Task directions:
Repeat verbatim, and only, the lines of the data below, beginning at the line that contains "The picture is" and stopping after the line that contains "331, 272, 328];".

Collected material:
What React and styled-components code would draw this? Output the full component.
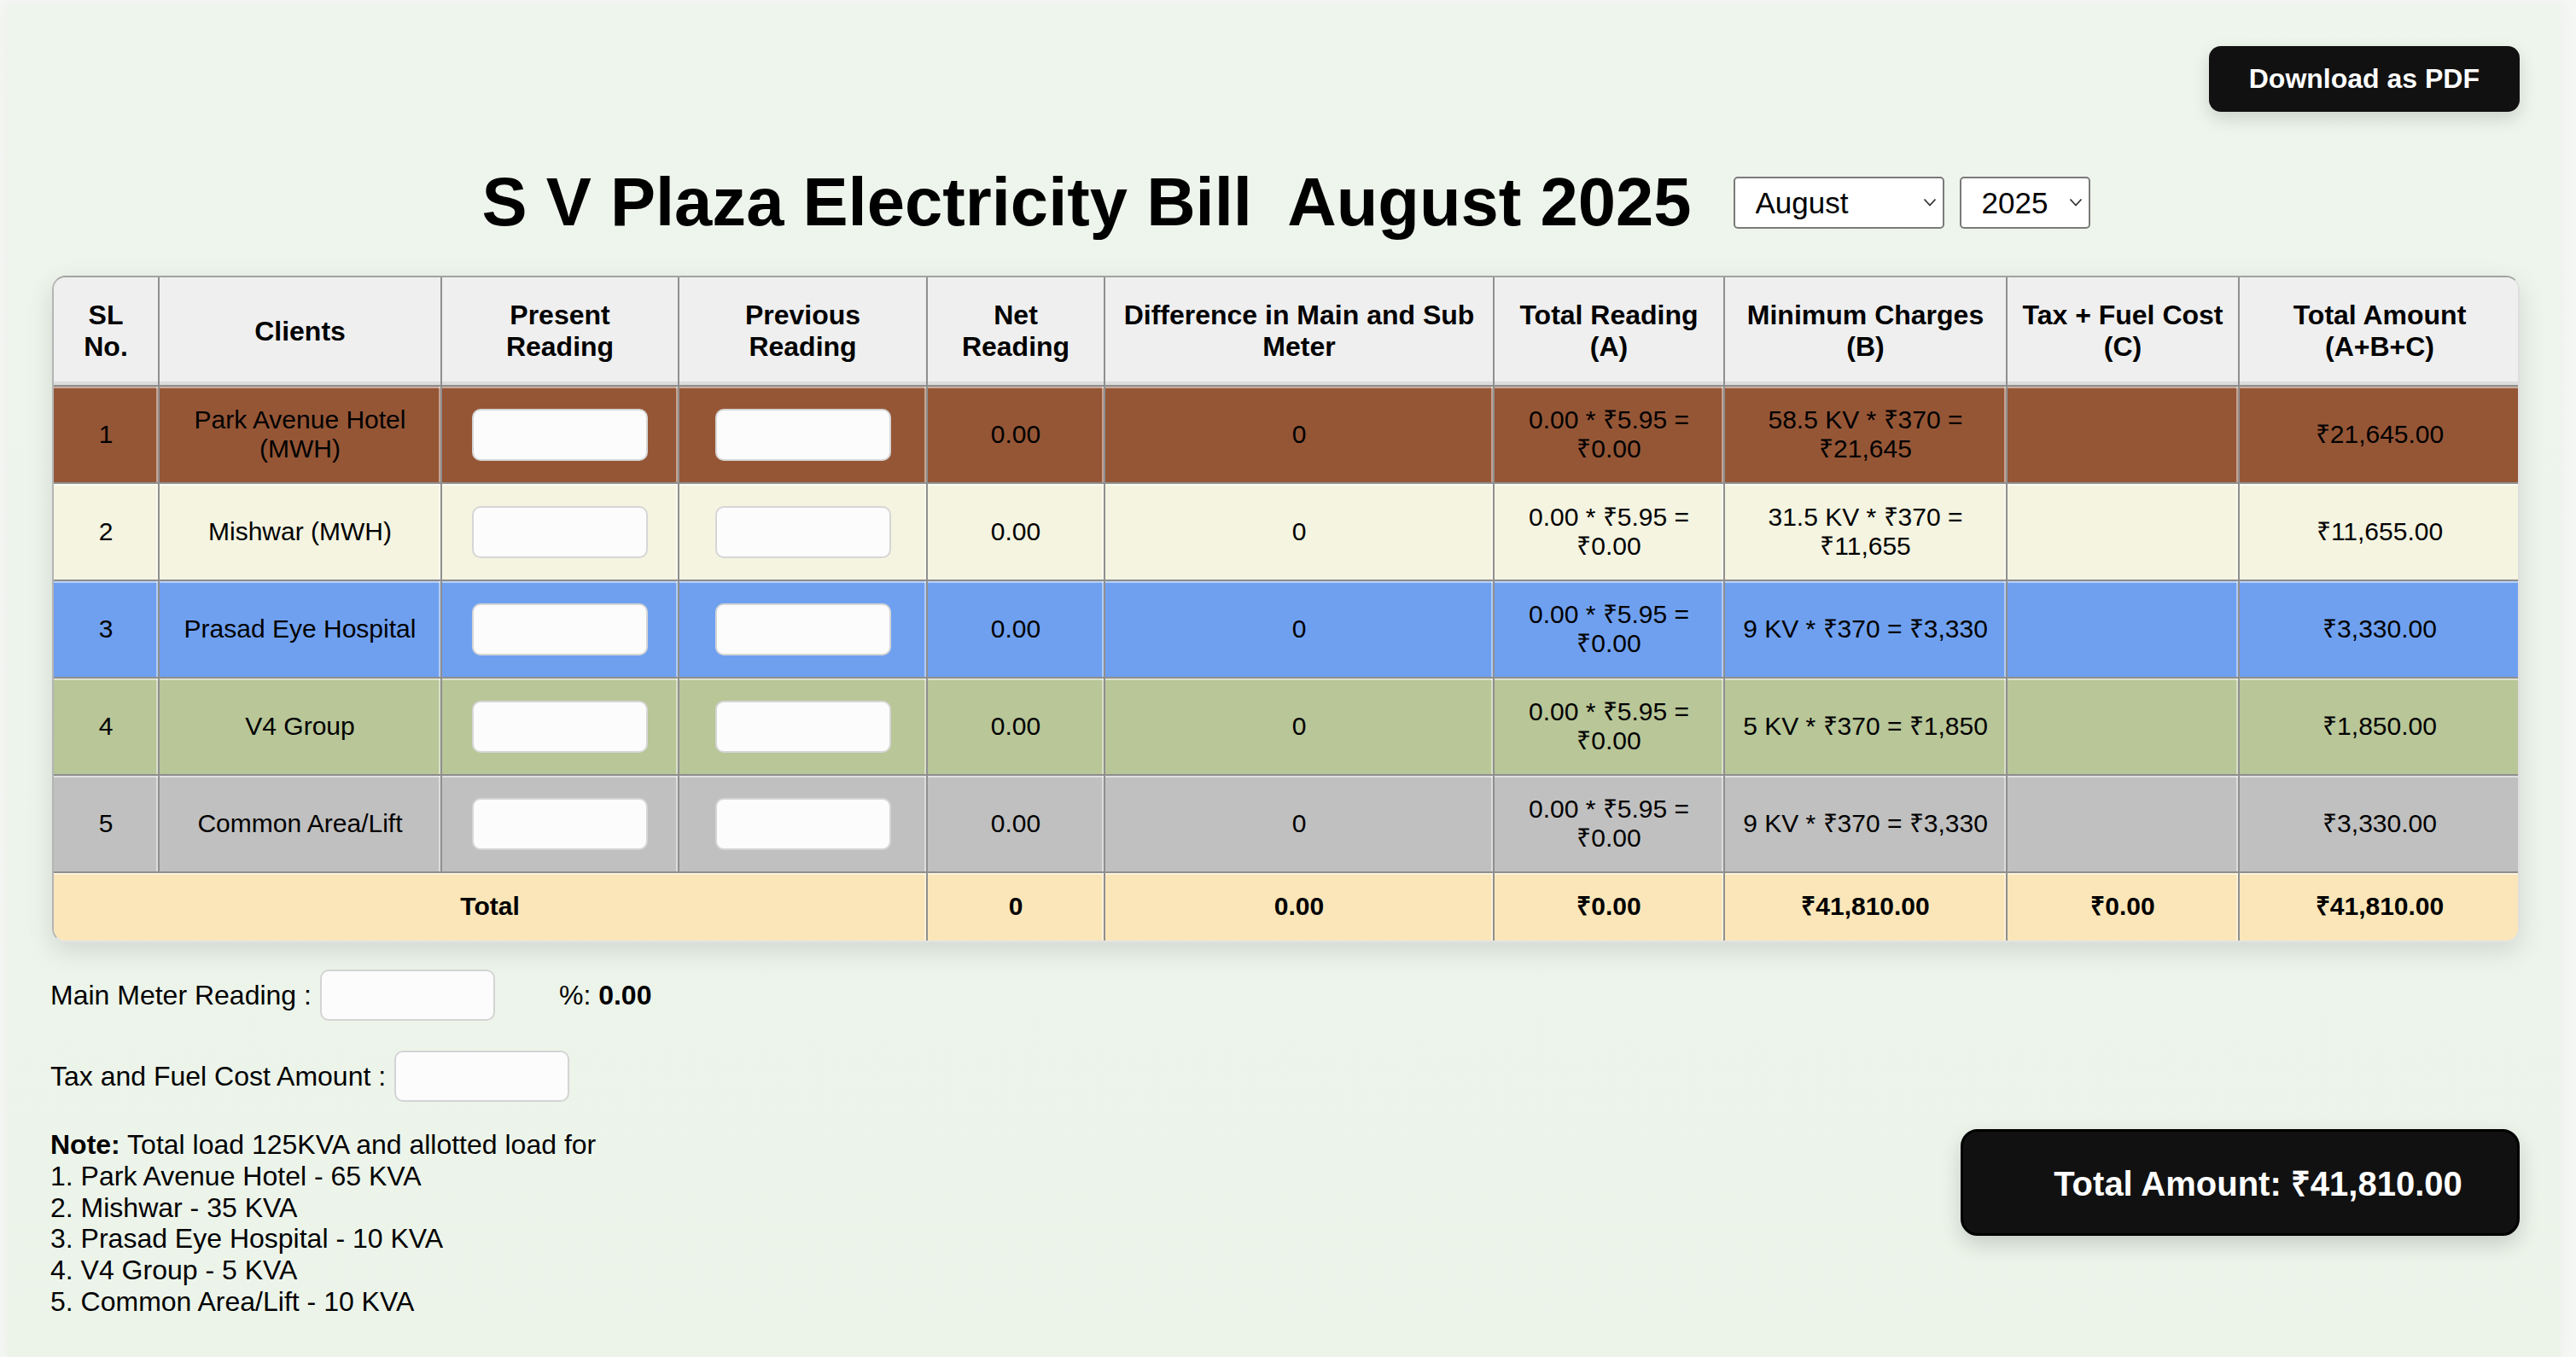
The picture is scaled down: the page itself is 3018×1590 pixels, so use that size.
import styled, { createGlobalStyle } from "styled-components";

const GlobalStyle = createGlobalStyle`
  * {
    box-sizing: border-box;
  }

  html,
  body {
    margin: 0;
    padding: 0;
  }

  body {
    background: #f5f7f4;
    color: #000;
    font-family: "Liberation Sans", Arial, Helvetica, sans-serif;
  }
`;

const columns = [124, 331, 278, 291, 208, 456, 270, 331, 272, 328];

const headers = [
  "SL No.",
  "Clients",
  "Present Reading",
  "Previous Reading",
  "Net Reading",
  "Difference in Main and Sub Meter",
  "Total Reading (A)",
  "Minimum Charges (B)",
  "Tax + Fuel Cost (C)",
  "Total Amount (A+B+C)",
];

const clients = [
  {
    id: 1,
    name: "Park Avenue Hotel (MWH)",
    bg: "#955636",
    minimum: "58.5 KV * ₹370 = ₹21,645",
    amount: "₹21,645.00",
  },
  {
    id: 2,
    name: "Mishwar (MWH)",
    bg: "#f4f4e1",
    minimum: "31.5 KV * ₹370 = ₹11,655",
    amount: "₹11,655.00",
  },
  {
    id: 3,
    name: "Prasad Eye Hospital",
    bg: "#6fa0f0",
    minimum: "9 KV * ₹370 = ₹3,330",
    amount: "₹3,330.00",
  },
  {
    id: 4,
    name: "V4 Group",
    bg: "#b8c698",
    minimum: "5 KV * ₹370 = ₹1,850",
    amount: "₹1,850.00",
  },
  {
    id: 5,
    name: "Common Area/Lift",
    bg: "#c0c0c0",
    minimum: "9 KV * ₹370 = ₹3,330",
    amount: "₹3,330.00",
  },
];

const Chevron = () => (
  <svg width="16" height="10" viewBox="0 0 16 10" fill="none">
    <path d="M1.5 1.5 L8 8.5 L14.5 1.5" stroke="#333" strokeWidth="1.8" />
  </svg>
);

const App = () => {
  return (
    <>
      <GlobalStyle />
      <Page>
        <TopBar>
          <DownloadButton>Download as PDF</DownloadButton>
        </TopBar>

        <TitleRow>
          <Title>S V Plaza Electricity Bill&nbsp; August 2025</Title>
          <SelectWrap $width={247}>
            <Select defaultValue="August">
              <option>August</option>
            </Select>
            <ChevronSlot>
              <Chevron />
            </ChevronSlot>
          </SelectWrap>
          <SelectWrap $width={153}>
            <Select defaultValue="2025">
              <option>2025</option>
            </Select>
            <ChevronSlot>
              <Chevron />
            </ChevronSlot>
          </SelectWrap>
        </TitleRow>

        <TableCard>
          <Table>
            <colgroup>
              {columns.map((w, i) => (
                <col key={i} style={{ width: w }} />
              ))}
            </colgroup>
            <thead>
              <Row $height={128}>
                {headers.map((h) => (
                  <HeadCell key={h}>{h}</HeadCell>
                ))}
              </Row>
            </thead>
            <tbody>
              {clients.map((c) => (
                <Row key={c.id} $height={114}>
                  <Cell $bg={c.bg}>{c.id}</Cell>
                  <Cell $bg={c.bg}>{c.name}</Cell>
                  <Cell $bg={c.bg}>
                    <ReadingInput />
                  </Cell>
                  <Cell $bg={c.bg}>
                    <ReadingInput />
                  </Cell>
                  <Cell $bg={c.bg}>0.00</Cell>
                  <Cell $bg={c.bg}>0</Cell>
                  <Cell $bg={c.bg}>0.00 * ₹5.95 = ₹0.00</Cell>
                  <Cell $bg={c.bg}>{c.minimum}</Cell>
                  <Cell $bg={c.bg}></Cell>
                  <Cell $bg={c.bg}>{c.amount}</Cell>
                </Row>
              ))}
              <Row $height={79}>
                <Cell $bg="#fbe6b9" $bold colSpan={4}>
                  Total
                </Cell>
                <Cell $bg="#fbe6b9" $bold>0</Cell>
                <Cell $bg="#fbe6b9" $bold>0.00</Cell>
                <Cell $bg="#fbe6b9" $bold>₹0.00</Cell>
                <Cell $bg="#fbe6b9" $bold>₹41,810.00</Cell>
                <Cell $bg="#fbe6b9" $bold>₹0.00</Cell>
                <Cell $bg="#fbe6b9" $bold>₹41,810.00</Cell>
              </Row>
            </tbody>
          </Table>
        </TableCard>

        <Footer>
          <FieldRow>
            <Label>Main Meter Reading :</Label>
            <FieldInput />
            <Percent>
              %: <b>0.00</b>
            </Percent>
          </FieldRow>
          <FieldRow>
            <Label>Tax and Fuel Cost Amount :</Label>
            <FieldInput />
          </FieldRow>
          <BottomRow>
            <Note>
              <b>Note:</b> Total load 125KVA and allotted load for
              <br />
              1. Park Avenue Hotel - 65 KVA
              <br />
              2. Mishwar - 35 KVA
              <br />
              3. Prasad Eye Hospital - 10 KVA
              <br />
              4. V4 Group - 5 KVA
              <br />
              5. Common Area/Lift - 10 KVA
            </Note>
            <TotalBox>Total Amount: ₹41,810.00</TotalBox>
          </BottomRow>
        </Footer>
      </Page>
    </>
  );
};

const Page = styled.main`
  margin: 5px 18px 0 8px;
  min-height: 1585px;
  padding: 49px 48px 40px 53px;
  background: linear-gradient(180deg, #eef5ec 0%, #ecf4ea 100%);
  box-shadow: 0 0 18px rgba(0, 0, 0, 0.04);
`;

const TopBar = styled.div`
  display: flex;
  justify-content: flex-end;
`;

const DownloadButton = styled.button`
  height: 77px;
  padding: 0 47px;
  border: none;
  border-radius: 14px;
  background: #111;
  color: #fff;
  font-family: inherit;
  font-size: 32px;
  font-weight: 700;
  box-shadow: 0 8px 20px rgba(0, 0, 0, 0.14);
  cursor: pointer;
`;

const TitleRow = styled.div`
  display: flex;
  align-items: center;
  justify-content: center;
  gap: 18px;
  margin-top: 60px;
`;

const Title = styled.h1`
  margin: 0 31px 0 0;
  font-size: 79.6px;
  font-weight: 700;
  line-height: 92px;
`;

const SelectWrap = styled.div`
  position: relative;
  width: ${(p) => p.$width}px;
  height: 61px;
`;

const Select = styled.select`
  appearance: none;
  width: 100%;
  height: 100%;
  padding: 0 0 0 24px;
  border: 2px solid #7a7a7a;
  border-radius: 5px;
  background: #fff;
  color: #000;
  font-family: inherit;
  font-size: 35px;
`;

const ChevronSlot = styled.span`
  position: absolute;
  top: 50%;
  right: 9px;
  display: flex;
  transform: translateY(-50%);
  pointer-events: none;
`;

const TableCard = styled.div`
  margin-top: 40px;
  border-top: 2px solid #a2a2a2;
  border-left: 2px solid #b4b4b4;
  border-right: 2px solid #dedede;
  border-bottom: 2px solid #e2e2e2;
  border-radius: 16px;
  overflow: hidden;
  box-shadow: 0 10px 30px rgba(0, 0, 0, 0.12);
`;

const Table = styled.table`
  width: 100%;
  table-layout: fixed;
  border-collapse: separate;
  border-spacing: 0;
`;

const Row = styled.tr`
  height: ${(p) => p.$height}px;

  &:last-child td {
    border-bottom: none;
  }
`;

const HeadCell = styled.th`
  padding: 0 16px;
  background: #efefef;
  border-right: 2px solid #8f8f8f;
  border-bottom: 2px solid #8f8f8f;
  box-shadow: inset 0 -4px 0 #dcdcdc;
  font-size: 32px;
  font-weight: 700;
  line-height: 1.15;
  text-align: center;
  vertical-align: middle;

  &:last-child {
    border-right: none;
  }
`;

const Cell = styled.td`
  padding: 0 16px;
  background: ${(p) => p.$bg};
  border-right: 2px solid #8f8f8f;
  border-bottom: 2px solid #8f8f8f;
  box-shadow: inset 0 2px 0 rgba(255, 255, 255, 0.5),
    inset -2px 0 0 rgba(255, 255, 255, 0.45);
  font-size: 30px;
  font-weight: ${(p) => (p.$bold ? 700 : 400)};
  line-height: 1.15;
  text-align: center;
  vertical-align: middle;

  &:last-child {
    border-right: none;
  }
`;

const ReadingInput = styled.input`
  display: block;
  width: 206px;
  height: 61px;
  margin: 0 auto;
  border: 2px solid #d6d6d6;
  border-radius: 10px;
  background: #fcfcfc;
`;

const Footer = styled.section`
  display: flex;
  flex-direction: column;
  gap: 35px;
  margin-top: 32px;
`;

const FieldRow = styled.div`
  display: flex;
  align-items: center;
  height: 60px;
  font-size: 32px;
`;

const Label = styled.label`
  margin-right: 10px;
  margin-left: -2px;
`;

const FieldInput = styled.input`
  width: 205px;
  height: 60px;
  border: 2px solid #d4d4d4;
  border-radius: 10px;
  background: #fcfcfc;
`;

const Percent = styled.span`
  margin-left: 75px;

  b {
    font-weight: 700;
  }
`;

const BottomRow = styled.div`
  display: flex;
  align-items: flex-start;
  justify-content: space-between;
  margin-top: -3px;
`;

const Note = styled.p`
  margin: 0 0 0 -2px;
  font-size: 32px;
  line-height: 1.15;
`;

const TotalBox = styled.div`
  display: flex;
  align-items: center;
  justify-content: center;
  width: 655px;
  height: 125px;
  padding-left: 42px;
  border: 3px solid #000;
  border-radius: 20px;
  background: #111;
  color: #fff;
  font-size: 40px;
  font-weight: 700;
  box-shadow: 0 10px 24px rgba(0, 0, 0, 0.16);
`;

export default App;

Answer to this task:
The picture is scaled down: the page itself is 3018×1590 pixels, so use that size.
import styled, { createGlobalStyle } from "styled-components";

const GlobalStyle = createGlobalStyle`
  * {
    box-sizing: border-box;
  }

  html,
  body {
    margin: 0;
    padding: 0;
  }

  body {
    background: #f5f7f4;
    color: #000;
    font-family: "Liberation Sans", Arial, Helvetica, sans-serif;
  }
`;

const columns = [124, 331, 278, 291, 208, 456, 270, 331, 272, 328];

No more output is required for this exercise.